Molta affezione devota ebbe per Sant'Ignazio di Loyola avendo egli con la Sua mediazione ottenuto ad essa l’accesso al trono di Maria santissima.

Ebbe molta devozione per San Francesco Saverio e San Francesco d’Assisi, godendo nella loro famiglia la figliolanza; per Santa Chiara, Santa Teresa, Santa Caterina di Siena, Sant’Agostino e molti Santi devoti che se dovessi nominarli tutti non terminerei mai, e se avessi da enumerare le grazie e le continue apparizioni di questi Santi, si formerebbe un volume senza fine.


 




140 Abbiamo accesso a Dio per Maria. (Cfr. Kempis T., Sermones de vita et passione Domini scilicet ab adventu Domini, 9: Per te (Mariam) enim accessum habemus ad Filium: et per Filium ad Patrem).



141 Con ciò sia che (Infatti).



142 San Giovanni Battista.



143 San Giovanni de Matha (nota n. 18) e San Felice di Valois che verso la fine del secolo XII conduceva vita anacoretica con altri eremiti a Cerfroid, nel territorio di Meaux (Francia).

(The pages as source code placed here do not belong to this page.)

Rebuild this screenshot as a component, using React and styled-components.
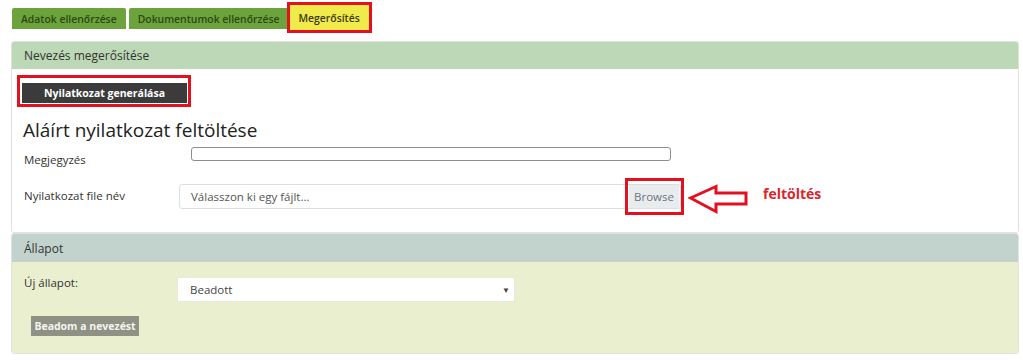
import React from "react";
import styled, { createGlobalStyle, css } from "styled-components";

const GlobalStyle = createGlobalStyle`
  html, body { margin: 0; padding: 0; background: #fff; }
  body { font-family: "Open Sans", "Noto Sans", sans-serif; color: #333; }
  * { box-sizing: border-box; }
`;

const Page = styled.div`
  padding: 0 4px 0 11px;
`;

const TabBar = styled.nav`
  display: flex;
  align-items: flex-start;
  gap: 3px;
  padding: 5px 0 0 1px;
`;

const Tab = styled.div`
  position: relative;
  display: flex;
  align-items: center;
  justify-content: center;
  height: 21px;
  margin-top: 3px;
  padding: 0 9px;
  background: #6da33c;
  color: #2b4a12;
  font-size: 10.4px;
  font-weight: 600;
  border-radius: 2px 2px 0 0;
  white-space: nowrap;
  ${(p) =>
    p.$active &&
    css`
      height: 25px;
      margin-top: 0;
      margin-left: -2px;
      padding: 0 9px;
      background: #f1ea4b;
      color: #3d3a10;
      border-radius: 0;
      &::after {
        content: "";
        position: absolute;
        inset: -3px;
        border: 3px solid #e3101f;
      }
    `}
`;

const Panel = styled.section`
  margin-top: ${(p) => p.$top || 0}px;
  border: 1px solid #dfe3dc;
  border-radius: 3px;
`;

const PanelHeader = styled.header`
  display: flex;
  align-items: center;
  height: ${(p) => p.$h}px;
  padding-left: 12px;
  background: ${(p) => p.$bg};
  font-size: 12px;
  color: #333;
  border-radius: 2px 2px 0 0;
`;

const PanelBody = styled.div`
  background: ${(p) => p.$bg || "#fff"};
  padding: ${(p) => p.$pad};
  border-radius: 0 0 2px 2px;
`;

const DarkButton = styled.button`
  position: relative;
  display: block;
  width: 165px;
  height: 20px;
  border: none;
  background: #3b3b3b;
  color: #fff;
  font-family: "Open Sans", sans-serif;
  font-size: 10.5px;
  font-weight: 700;
  padding: 0;
  &::after {
    content: "";
    position: absolute;
    left: -5px;
    right: -4px;
    top: -8px;
    bottom: -4px;
    border: 3px solid #e3101f;
  }
`;

const Heading = styled.h4`
  margin: 15px 0 0 1px;
  font-size: 19px;
  line-height: 24px;
  font-weight: 500;
  color: #222;
`;

const Row = styled.div`
  display: flex;
  align-items: ${(p) => p.$align || "center"};
  margin-top: ${(p) => p.$top}px;
`;

const Label = styled.label`
  flex: 0 0 ${(p) => p.$w}px;
  padding-left: 2px;
  margin-top: ${(p) => p.$mt || 0}px;
  font-size: 11.5px;
  line-height: 18px;
  color: #333;
`;

const NoteInput = styled.input`
  width: 480px;
  height: 14px;
  margin-top: 2px;
  border: 1px solid #8d8d8d;
  border-radius: 3px;
  background: #fff;
  padding: 0;
`;

const FileField = styled.div`
  display: flex;
  align-items: stretch;
  width: 502px;
  height: 25px;
  border: 1px solid #dadfe3;
  border-radius: 3px;
  background: #fff;
`;

const FilePlaceholder = styled.span`
  flex: 1;
  display: flex;
  align-items: center;
  padding-left: 11px;
  font-size: 11.5px;
  color: #555;
`;

const BrowseButton = styled.span`
  position: relative;
  display: flex;
  align-items: center;
  justify-content: center;
  width: 50px;
  margin: 0 1px 0 0;
  background: #e9ecef;
  color: #6c757d;
  font-size: 11.5px;
  &::after {
    content: "";
    position: absolute;
    left: -4px;
    right: -5px;
    top: -7px;
    bottom: -7px;
    border: 3px solid #e3101f;
  }
`;

const ArrowSvg = styled.svg`
  align-self: flex-start;
  margin: 6px 0 0 7px;
  flex: 0 0 auto;
`;

const Annotation = styled.span`
  align-self: flex-start;
  margin: 6px 0 0 13px;
  font-size: 14px;
  line-height: 20px;
  font-weight: 700;
  color: #d9252b;
`;

const SelectBox = styled.div`
  display: flex;
  align-items: center;
  justify-content: space-between;
  width: 338px;
  height: 25px;
  padding: 0 4px 0 12px;
  background: #fff;
  border: 1px solid #e6e9dc;
  border-radius: 2px;
  font-size: 11.5px;
  color: #444;
`;

const Caret = styled.span`
  font-size: 8px;
  color: #444;
`;

const SubmitButton = styled.button`
  display: block;
  margin: 14px 0 0 9px;
  width: 108px;
  height: 20px;
  padding: 0;
  border: none;
  background: #8e9184;
  color: #f4f4f0;
  font-family: "Open Sans", sans-serif;
  font-size: 10.5px;
  font-weight: 700;
`;

export default function App() {
  return (
    <>
      <GlobalStyle />
      <Page>
        <TabBar>
          <Tab>Adatok ellenőrzése</Tab>
          <Tab>Dokumentumok ellenőrzése</Tab>
          <Tab $active>Megerősítés</Tab>
        </TabBar>

        <Panel $top={11}>
          <PanelHeader $h={27} $bg="#bdd8b6">Nevezés megerősítése</PanelHeader>
          <PanelBody $pad="14px 10px 18px 10px">
            <DarkButton>Nyilatkozat generálása</DarkButton>
            <Heading>Aláírt nyilatkozat feltöltése</Heading>
            <Row $align="flex-start" $top={3}>
              <Label $w={169} $mt={6}>Megjegyzés</Label>
              <NoteInput />
            </Row>
            <Row $top={9}>
              <Label $w={157}>Nyilatkozat file név</Label>
              <FileField>
                <FilePlaceholder>Válasszon ki egy fájlt...</FilePlaceholder>
                <BrowseButton>Browse</BrowseButton>
              </FileField>
              <ArrowSvg width="62" height="30" viewBox="0 0 62 30">
                <path
                  d="M2.5 14 L28 2.5 L28 9 L58 9 L58 20 L28 20 L28 27.5 Z"
                  fill="#fff"
                  stroke="#e3101f"
                  strokeWidth="3"
                  strokeLinejoin="miter"
                />
              </ArrowSvg>
              <Annotation>feltöltés</Annotation>
            </Row>
          </PanelBody>
        </Panel>

        <Panel>
          <PanelHeader $h={28} $bg="#c2d3cd">Állapot</PanelHeader>
          <PanelBody $bg="#e9efcf" $pad="15px 12px 17px 10px">
            <Row $align="flex-start" $top={0}>
              <Label $w={155} $mt={-3}>Új állapot:</Label>
              <SelectBox role="combobox">
                <span>Beadott</span>
                <Caret>▼</Caret>
              </SelectBox>
            </Row>
            <SubmitButton>Beadom a nevezést</SubmitButton>
          </PanelBody>
        </Panel>
      </Page>
    </>
  );
}
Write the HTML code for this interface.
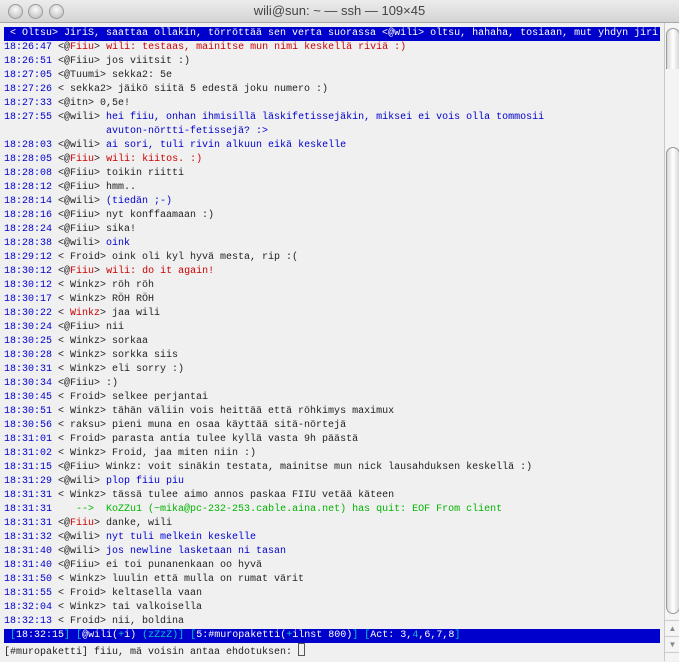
<!DOCTYPE html>
<html><head><meta charset="utf-8"><style>
body{margin:0;width:679px;height:661px;overflow:hidden;background:#f0f0f0;position:relative;font-family:"Liberation Sans",sans-serif}
.title{position:absolute;left:0;top:0;width:679px;height:22px;background:linear-gradient(#ececec,#d4d4d4);border-bottom:1px solid #a8a8a8;text-align:center;font-size:13px;line-height:22px;color:#444}
.btn{position:absolute;top:4px;width:13px;height:13px;border-radius:50%;background:radial-gradient(circle at 50% 35%,#fafafa,#b8b8b8);border:1px solid #9a9a9a}
pre{position:absolute;left:4px;top:27px;margin:0;font-family:"Liberation Mono",monospace;font-size:10px;line-height:14px;color:#222;white-space:pre}
.hl{background:#0000cc;color:#fff;display:inline-block;width:656px}
.b{color:#0000cc}.r{color:#cc0000}.g{color:#00b400}.c{color:#00c8c8}.w{color:#fff}
.sb{position:absolute;left:664px;top:23px;width:15px;height:638px;background:#f4f4f4;border-left:1px solid #c8c8c8}
.thumb{position:absolute;left:1px;width:12px;border:1px solid #999;border-radius:7px;background:linear-gradient(90deg,#d8d8d8,#fff,#d8d8d8)}
</style></head><body>
<div class="title">wili@sun: ~ — ssh — 109×45</div>
<div class="btn" style="left:8px"></div><div class="btn" style="left:28px"></div><div class="btn" style="left:49px"></div>
<pre><span class="hl"> &lt; Oltsu&gt; JiriS, saattaa ollakin, törröttää sen verta suorassa &lt;@wili&gt; oltsu, hahaha, tosiaan, mut yhdyn jiri</span>
<span class="b">18:26:47</span> &lt;@<span class="r">Fiiu</span>&gt; <span class="r">wili: testaas, mainitse mun nimi keskellä riviä :)</span>
<span class="b">18:26:51</span> &lt;@Fiiu&gt; jos viitsit :)
<span class="b">18:27:05</span> &lt;@Tuumi&gt; sekka2: 5e
<span class="b">18:27:26</span> &lt; sekka2&gt; jäikö siitä 5 edestä joku numero :)
<span class="b">18:27:33</span> &lt;@itn&gt; 0,5e!
<span class="b">18:27:55</span> &lt;@wili&gt; <span class="b">hei fiiu, onhan ihmisillä läskifetissejäkin, miksei ei vois olla tommosii</span>
<span class="b">                 avuton-nörtti-fetissejä? :&gt;</span>
<span class="b">18:28:03</span> &lt;@wili&gt; <span class="b">ai sori, tuli rivin alkuun eikä keskelle</span>
<span class="b">18:28:05</span> &lt;@<span class="r">Fiiu</span>&gt; <span class="r">wili: kiitos. :)</span>
<span class="b">18:28:08</span> &lt;@Fiiu&gt; toikin riitti
<span class="b">18:28:12</span> &lt;@Fiiu&gt; hmm..
<span class="b">18:28:14</span> &lt;@wili&gt; <span class="b">(tiedän ;-)</span>
<span class="b">18:28:16</span> &lt;@Fiiu&gt; nyt konffaamaan :)
<span class="b">18:28:24</span> &lt;@Fiiu&gt; sika!
<span class="b">18:28:38</span> &lt;@wili&gt; <span class="b">oink</span>
<span class="b">18:29:12</span> &lt; Froid&gt; oink oli kyl hyvä mesta, rip :(
<span class="b">18:30:12</span> &lt;@<span class="r">Fiiu</span>&gt; <span class="r">wili: do it again!</span>
<span class="b">18:30:12</span> &lt; Winkz&gt; röh röh
<span class="b">18:30:17</span> &lt; Winkz&gt; RÖH RÖH
<span class="b">18:30:22</span> &lt; <span class="r">Winkz</span>&gt; jaa wili
<span class="b">18:30:24</span> &lt;@Fiiu&gt; nii
<span class="b">18:30:25</span> &lt; Winkz&gt; sorkaa
<span class="b">18:30:28</span> &lt; Winkz&gt; sorkka siis
<span class="b">18:30:31</span> &lt; Winkz&gt; eli sorry :)
<span class="b">18:30:34</span> &lt;@Fiiu&gt; :)
<span class="b">18:30:45</span> &lt; Froid&gt; selkee perjantai
<span class="b">18:30:51</span> &lt; Winkz&gt; tähän väliin vois heittää että röhkimys maximux
<span class="b">18:30:56</span> &lt; raksu&gt; pieni muna en osaa käyttää sitä-nörtejä
<span class="b">18:31:01</span> &lt; Froid&gt; parasta antia tulee kyllä vasta 9h päästä
<span class="b">18:31:02</span> &lt; Winkz&gt; Froid, jaa miten niin :)
<span class="b">18:31:15</span> &lt;@Fiiu&gt; Winkz: voit sinäkin testata, mainitse mun nick lausahduksen keskellä :)
<span class="b">18:31:29</span> &lt;@wili&gt; <span class="b">plop fiiu piu</span>
<span class="b">18:31:31</span> &lt; Winkz&gt; tässä tulee aimo annos paskaa FIIU vetää käteen
<span class="b">18:31:31</span> <span class="g">   --&gt;  KoZZu1 (~mika@pc-232-253.cable.aina.net) has quit: EOF From client</span>
<span class="b">18:31:31</span> &lt;@<span class="r">Fiiu</span>&gt; danke, wili
<span class="b">18:31:32</span> &lt;@wili&gt; <span class="b">nyt tuli melkein keskelle</span>
<span class="b">18:31:40</span> &lt;@wili&gt; <span class="b">jos newline lasketaan ni tasan</span>
<span class="b">18:31:40</span> &lt;@Fiiu&gt; ei toi punanenkaan oo hyvä
<span class="b">18:31:50</span> &lt; Winkz&gt; luulin että mulla on rumat värit
<span class="b">18:31:55</span> &lt; Froid&gt; keltasella vaan
<span class="b">18:32:04</span> &lt; Winkz&gt; tai valkoisella
<span class="b">18:32:13</span> &lt; Froid&gt; nii, boldina
<span class="hl"> <span class="c">[</span>18:32:15<span class="c">]</span> <span class="c">[</span>@wili(<span class="c">+</span>i) <span class="c">(zZzZ)</span><span class="c">]</span> <span class="c">[</span>5:#muropaketti(<span class="c">+</span>ilnst 800)<span class="c">]</span> <span class="c">[</span>Act: 3,<span class="c">4</span>,6,7,8<span class="c">]</span></span>
[#muropaketti] fiiu, mä voisin antaa ehdotuksen: <span style="display:inline-block;width:5px;height:11px;border:1px solid #555;vertical-align:-2px"></span></pre>
<div class="sb">
<div class="thumb" style="top:5px;height:40px;border-bottom:none;border-radius:7px 7px 0 0"></div>
<div class="thumb" style="top:124px;height:465px"></div>
<div style="position:absolute;top:597px;left:0;width:15px;height:16px;border-top:1px solid #ccc;font-size:8px;color:#888;text-align:center;line-height:16px">▲</div>
<div style="position:absolute;top:613px;left:0;width:15px;height:16px;border-top:1px solid #ccc;font-size:8px;color:#888;text-align:center;line-height:16px">▼</div>
<div style="position:absolute;top:629px;left:0;width:15px;height:9px;border-top:1px solid #ccc"></div>
</div>
</body></html>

Quando Giovanni de Matha, manifestò l’intenzione di fondare un Istituto religioso per liberare gli schiavi cristiani, tutti donarono se stessi ed i propri averi a Dio e all’Ordine. Felice di Valois, è ritenuto nella tradizione il collaboratore principale di Giovanni de Matha e confondatore dell’Ordine della Santissima Trinità. Morì intorno al 1212.

(Cfr. Progetto di vita del laicato trinitario, op. cit., p. 65).